Stochastic gradient descent can have a regularizing effect on neural networks.

To see why, first consider why bootstrap aggregation (bagging) is a good strategy for high-variance data. Each base learner sees a different subset of the underlying data, and the ensemble averages across these learners to make a prediction. Hence any one observation is unlikely to have a large effect on the prediction as a whole.

When performing any form of gradient descent, we are approximating a hyperplane to the loss landscape local to a particular point. If we include all observations every time, then outliers may “tilt” this plane in a particular direction. Over time, these extra “tilts” can push the model parameters towards a minimum that is particular to the training data and its outliers.
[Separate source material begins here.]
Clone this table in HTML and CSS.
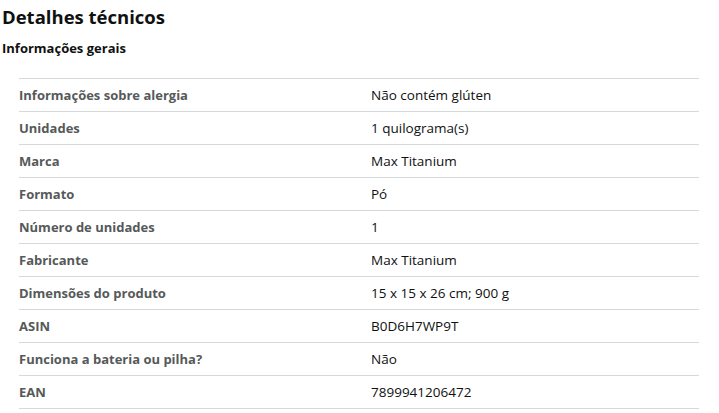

If we instead fit a plane to a small number of examples, we are giving less influence to outliers, as each can only “tilt” the plane during a single mini-batch for each epoch. During this batch, it may “tilt” the plane quite a bit, but the many other batches will quickly compensate for them. As a result, the final fit will be less reflective of these outliers.

It should be noted that the same logic applies when using bootstrap sampling with gradient boosting, as is done by default in XGBoost. This method can be seen as a close cousin of gradient descent, differing primarily in that it builds a ‘memory’ of the training process through an adaptive gradient approximation strategy. Hence sampling has the same regularizing effect, provided that proportionally more base learners are used.